Studio Suhag presents a slice of 1970s and 80s history from central India. The images, by Suresh Punjabi, are testimony to an era of hands-on studio photography when physical materials combined with the photographer’s ingenuity to stage and record astonishing and poignant human dramas. They present a space in which the camera captured not only ‘real’ subjects, but also personae made over to meet the camera’s eye. Here are labourers and bohemians, villagers and townspeople, the devout and the cosmopolitan. All are depicted with the aid of a relatively fixed repertoire of backdrops, lights, and accessories.

 

The images displayed here are printed from negatives salvaged after a recent flood destroyed the major part of Studio Suhag’s vast archive of small-town life.

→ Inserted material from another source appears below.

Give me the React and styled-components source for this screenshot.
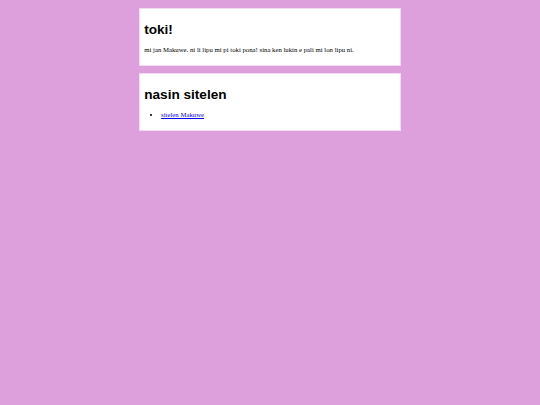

Customers’ preference for full body images, together with medium-format film’s square proportions result in the capture of much extraneous ‘noise’ on the edges of the negatives.

 

This ‘noise’ was rendered invisible in the final cropped prints, which focused on the central subject. By returning to the original whole negative, we foreground the materiality of Suresh Punjabi’s picture-making practice, revealing the improvisational creativity of his artisan apparatus and method. He offers us not only a set of haunting documents of a neglected ‘Indian vernacular’, but also an important conceptual commentary on the way in which photographic contingency inescapably mixes artifice with the real.